Hector est ravi. Déjà parce qu’avec Paul, son compagnon, il vient d’acheter un pied-à-terre à Berlin. Trente-cinq mètres carrés à Prenzlauer Berg, le quartier bobo-branché de la capitale germanique, c’est stylé. Mais Hector est ravi aussi parce qu’il a consacré une partie de ses vacances à un cours accéléré d’allemand. Dix jours intensifs pour rafraîchir ses connaissances laborieusement acquises lorsqu’il était gymnasien. Hector n’est pas unique en son genre. Lila a profité de ses congés pour s’initier au coaching, Marie-Luce s’est rendue dans la Drôme pour s’essayer à l’archéologie et Simon a appris l’art de cueillir et de cuisiner les herbes sauvages dans le Jura vaudois.

C’est ainsi. Durant l’été, nombre d’individus, pas forcément masochistes, travaillent encore quand ils ne travaillent plus. Ou étudient, se cultivent, se forment. En tout cas, ils ne décrochent pas. L’idée de faire le lézard sur une plage ou le paresseux dans un hamac? Très peu pour eux!

Activisme suspect?

Evidemment, on se dit que c’est suspect, cette incapacité à ne rien faire. On décèle un fond de névrose dans cet activisme forcené. Ou une forme de culpabilité. Hector est enseignant à Genève. Il a huit semaines de vacances l’été, trois mois sur toute l’année. Il trouve donc normal, et nous un peu avec lui, de consacrer une grosse semaine à trimer…

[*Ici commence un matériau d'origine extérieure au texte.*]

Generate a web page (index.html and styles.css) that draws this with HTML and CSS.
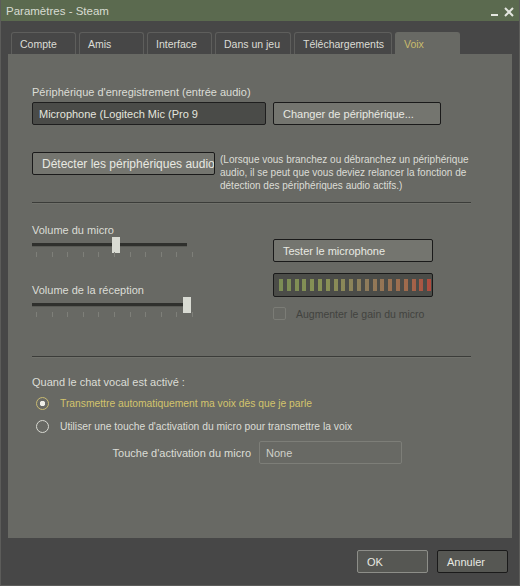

Mais, à mieux y penser, les vacanciers bûcheurs ont raison. En se mobilisant, ils rapportent un trésor à la maison. Leur nouveau savoir est leur butin, qui témoigne de ce temps consacré à une activité exotique. C’est chic. Pendant que les poussahs de mon espèce, qui passent leur temps à se prélasser sur le sable brûlant ou à manger des huîtres avec du pain beurré et du vin blanc, ne reviennent qu'avec des coussins de graisse. C’est dit, l’année prochaine, je me mets au paddle. Ou l’année d’après.